Clásico Regiomontano matches against crosstown rivals Tigres UANL have proven to be significant for Montes, scoring three goals against them to date. He would make his league debut on 19 September 2015 against Tigres UANL, contributing a 40-meter long ball assist to Rogelio Funes Mori to score the only goal for Monterrey where they lost Monterrey lost 3–1.  On 14 May 2016, he would score Monterrey's only goal of the second leg of the Clausura 2016 championship quarter-final against Tigres UANL, losing 2–1, but with an aggregate score of 4–3 in favor of Monterrey to allow them move onto the semi-final against América.
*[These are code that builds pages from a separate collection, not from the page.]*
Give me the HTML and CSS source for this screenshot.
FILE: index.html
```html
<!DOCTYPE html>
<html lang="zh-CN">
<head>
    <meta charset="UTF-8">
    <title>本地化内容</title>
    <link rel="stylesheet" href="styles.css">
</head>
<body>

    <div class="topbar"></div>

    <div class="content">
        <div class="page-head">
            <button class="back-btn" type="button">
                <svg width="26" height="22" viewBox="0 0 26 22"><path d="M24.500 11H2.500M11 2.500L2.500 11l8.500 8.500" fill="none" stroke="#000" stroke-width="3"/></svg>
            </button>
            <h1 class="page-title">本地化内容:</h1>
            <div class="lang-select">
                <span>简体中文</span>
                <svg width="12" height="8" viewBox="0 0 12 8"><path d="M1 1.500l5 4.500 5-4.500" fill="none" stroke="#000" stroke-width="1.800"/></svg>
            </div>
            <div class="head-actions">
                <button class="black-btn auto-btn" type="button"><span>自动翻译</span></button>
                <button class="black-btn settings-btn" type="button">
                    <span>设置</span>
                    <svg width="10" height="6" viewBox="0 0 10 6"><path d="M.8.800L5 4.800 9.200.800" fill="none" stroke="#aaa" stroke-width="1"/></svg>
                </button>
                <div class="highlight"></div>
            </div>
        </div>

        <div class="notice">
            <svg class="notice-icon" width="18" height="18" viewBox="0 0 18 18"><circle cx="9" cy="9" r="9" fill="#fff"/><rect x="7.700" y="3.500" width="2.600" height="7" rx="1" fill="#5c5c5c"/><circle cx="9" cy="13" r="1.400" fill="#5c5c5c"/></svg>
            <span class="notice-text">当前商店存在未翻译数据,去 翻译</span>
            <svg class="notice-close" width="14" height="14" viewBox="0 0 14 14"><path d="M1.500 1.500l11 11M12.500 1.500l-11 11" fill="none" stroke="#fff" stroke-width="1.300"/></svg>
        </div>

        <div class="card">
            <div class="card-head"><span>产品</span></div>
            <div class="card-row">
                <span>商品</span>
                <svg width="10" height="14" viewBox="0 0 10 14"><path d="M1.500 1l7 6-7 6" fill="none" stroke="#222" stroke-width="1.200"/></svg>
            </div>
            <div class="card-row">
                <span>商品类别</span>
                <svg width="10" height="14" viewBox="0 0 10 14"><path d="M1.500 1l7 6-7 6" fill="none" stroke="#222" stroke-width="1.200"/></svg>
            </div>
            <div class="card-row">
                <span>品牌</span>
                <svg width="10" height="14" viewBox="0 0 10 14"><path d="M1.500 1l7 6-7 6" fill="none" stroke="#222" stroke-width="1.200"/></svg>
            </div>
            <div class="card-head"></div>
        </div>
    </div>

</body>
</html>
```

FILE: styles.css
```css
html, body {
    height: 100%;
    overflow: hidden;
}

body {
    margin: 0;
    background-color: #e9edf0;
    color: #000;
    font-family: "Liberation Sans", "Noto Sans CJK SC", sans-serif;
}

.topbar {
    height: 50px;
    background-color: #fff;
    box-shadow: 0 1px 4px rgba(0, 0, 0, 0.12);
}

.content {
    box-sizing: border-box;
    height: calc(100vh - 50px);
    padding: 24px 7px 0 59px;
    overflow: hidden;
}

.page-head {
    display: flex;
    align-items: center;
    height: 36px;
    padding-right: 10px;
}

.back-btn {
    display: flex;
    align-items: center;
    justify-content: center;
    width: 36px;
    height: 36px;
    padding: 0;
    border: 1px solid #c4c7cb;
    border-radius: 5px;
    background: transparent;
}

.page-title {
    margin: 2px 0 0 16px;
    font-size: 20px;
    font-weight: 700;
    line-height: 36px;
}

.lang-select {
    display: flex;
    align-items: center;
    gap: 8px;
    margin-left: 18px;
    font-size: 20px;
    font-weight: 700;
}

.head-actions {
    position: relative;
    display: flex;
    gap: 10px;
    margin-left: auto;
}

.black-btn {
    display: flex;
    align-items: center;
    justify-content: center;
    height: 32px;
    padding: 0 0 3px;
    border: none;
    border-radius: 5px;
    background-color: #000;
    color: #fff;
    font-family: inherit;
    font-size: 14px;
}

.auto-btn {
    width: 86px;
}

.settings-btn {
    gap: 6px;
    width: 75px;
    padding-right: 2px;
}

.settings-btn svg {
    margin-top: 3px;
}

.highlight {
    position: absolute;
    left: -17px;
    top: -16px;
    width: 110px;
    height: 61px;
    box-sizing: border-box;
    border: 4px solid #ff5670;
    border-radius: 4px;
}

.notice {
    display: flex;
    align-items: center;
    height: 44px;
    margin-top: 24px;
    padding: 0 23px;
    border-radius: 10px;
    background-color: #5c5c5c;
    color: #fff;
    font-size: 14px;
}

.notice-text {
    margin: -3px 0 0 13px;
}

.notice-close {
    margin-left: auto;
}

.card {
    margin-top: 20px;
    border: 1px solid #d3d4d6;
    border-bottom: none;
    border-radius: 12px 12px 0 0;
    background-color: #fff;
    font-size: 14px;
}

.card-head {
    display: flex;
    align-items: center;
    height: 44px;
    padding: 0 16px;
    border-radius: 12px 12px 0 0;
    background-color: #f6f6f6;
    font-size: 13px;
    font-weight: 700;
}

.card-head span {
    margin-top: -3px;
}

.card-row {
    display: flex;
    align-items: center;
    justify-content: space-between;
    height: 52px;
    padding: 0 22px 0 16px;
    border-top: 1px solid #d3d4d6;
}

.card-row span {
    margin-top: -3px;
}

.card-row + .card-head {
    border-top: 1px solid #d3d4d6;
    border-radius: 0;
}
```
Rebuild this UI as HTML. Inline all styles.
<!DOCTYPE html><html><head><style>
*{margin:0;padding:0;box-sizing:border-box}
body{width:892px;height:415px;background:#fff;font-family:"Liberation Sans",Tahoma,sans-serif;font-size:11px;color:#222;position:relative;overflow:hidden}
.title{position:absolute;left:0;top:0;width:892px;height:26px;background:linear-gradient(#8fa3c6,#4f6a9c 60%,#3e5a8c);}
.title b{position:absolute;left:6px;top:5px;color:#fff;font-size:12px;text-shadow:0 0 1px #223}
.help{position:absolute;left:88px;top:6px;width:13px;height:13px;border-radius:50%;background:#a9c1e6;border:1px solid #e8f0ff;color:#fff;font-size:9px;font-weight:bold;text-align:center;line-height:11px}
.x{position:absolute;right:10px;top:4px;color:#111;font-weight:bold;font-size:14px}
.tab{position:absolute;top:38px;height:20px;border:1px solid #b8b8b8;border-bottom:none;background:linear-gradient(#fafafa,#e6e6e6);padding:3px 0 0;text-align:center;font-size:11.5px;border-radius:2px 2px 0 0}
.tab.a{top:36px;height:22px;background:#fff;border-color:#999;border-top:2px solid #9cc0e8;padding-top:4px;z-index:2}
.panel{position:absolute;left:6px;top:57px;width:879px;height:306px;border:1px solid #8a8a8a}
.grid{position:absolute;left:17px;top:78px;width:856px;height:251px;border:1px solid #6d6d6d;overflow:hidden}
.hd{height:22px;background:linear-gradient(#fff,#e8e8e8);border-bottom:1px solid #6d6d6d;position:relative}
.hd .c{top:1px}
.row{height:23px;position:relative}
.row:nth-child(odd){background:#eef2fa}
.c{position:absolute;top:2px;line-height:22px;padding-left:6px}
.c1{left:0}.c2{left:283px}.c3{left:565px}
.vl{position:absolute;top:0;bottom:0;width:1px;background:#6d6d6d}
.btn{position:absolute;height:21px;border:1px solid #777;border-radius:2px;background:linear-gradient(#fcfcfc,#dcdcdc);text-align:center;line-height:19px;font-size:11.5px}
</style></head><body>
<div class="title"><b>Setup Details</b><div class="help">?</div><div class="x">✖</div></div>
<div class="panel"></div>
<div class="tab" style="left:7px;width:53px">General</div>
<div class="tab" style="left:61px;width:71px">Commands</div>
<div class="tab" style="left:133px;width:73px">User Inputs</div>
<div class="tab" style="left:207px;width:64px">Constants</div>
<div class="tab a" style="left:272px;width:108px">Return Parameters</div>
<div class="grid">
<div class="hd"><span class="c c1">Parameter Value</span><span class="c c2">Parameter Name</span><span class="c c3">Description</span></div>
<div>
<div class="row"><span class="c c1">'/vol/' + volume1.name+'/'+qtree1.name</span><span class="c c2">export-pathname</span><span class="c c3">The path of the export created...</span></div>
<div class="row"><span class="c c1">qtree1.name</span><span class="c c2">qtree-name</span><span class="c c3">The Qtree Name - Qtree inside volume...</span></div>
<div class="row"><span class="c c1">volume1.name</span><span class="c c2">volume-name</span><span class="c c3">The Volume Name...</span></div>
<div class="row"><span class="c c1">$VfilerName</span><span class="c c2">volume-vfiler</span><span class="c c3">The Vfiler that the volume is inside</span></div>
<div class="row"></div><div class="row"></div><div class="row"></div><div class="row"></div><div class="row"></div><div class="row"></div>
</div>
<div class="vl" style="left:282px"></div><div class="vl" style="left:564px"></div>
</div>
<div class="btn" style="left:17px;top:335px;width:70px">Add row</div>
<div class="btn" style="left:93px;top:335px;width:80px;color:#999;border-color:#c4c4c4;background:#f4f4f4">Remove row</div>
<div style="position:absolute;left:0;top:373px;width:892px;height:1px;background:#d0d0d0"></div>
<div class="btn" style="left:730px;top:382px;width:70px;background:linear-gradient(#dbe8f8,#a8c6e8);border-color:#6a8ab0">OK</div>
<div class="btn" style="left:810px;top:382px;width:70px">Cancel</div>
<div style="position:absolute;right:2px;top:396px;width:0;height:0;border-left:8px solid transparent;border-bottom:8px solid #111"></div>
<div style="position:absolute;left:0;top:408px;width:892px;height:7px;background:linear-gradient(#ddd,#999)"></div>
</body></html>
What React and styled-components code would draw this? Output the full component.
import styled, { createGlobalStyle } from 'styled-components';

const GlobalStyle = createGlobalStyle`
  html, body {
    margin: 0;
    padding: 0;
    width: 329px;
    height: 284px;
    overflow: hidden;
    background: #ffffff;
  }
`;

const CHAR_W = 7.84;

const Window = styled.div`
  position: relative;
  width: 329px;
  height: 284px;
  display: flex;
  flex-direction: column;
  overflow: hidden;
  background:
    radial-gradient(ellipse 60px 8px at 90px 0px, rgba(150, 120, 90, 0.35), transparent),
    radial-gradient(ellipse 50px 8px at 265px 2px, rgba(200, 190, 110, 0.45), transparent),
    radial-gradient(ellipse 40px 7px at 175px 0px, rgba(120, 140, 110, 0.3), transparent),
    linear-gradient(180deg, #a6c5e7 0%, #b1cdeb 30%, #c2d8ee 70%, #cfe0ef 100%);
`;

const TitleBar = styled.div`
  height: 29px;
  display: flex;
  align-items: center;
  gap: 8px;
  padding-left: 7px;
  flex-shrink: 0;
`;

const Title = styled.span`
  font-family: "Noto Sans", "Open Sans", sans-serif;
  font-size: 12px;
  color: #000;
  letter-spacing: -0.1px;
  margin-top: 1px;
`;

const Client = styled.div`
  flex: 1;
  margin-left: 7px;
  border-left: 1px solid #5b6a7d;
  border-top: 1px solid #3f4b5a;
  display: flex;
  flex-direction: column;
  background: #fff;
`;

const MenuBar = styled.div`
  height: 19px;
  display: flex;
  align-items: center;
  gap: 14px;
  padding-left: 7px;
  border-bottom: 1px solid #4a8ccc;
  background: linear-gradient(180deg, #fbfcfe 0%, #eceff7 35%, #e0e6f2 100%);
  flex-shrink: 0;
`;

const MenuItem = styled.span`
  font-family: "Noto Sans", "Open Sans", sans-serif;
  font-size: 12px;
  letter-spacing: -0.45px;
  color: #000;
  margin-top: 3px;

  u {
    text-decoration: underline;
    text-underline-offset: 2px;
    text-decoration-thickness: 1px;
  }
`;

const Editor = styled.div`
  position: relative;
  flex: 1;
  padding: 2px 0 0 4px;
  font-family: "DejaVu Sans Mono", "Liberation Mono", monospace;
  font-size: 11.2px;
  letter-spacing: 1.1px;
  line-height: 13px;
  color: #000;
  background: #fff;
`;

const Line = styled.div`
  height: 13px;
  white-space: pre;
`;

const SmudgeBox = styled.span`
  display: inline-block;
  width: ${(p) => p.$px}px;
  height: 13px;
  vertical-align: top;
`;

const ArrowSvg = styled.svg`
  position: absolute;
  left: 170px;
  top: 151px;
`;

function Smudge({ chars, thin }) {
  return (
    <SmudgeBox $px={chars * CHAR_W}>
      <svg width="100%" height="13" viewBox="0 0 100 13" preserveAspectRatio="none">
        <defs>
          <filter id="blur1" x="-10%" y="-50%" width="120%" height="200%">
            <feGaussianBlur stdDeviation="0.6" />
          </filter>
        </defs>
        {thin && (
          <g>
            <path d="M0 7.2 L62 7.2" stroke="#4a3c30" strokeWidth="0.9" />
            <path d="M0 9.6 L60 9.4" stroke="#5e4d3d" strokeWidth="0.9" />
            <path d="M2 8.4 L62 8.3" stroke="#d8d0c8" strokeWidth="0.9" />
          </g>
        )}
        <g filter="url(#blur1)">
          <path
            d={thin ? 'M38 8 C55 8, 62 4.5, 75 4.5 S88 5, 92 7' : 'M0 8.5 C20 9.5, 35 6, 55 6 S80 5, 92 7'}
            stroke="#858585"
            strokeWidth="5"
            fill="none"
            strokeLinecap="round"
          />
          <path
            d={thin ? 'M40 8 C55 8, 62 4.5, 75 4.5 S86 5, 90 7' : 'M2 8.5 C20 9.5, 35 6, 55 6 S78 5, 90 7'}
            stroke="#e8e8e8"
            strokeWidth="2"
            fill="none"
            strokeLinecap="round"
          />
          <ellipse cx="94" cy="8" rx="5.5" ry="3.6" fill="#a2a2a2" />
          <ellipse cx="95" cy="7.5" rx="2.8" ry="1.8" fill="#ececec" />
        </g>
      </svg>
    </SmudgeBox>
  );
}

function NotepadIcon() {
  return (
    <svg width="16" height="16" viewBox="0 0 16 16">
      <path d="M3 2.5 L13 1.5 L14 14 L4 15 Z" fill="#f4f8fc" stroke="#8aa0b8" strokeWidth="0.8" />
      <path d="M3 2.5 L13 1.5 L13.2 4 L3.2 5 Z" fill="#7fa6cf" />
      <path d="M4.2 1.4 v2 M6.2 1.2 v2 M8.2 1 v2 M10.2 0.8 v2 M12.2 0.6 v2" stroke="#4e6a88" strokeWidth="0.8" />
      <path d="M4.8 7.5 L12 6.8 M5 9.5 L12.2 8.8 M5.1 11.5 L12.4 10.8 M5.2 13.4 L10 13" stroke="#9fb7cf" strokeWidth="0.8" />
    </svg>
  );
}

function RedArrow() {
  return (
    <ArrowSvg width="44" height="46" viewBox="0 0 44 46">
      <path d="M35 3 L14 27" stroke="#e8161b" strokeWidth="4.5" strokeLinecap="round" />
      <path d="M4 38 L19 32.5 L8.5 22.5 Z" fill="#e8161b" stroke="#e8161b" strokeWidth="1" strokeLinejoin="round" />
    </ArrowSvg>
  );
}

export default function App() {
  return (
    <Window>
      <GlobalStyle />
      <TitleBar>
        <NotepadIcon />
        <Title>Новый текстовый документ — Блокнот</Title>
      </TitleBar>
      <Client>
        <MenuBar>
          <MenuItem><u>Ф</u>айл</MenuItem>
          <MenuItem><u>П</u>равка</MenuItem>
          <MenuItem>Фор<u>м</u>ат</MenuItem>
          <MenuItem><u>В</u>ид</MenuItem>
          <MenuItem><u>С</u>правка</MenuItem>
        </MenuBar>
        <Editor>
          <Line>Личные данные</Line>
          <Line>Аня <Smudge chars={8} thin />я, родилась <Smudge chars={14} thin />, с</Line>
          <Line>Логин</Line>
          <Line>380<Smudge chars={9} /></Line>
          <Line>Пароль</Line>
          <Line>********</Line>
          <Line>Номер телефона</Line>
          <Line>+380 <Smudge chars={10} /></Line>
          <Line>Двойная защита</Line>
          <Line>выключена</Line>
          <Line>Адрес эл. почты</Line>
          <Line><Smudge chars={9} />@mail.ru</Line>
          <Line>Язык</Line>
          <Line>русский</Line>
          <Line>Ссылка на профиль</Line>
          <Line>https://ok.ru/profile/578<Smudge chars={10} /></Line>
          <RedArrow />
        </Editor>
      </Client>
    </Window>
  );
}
On 29 October 2016, he would tie the game against Tigres UANL, 1–1. On 21 April 2017, Montes scored the only goal in a 1–0 victory over Tigres UANL.

Espanyol
On 27 December 2022, Montes moved abroad and joined La Liga side RCD Espanyol, with a contract until 2028.

International career

Youth
Montes was part of the roster that participated in the 2018 Toulon Tournament. He would go on to appear in all group stage matches including the semi-final, except for the final where Mexico would go to lose 1–2 against England since he picked up an injury in the previous match against Turkey. He would go on to be included in the Best XI team of the tournament.

On 7 July 2016, Montes was named in Mexico's 21-man squad that would participate in the 2016 Summer Olympics in Rio de Janeiro, Brazil. He would appear in all of Mexico's group stage matches but Mexico would finish third in their group and were thus eliminated from the competition.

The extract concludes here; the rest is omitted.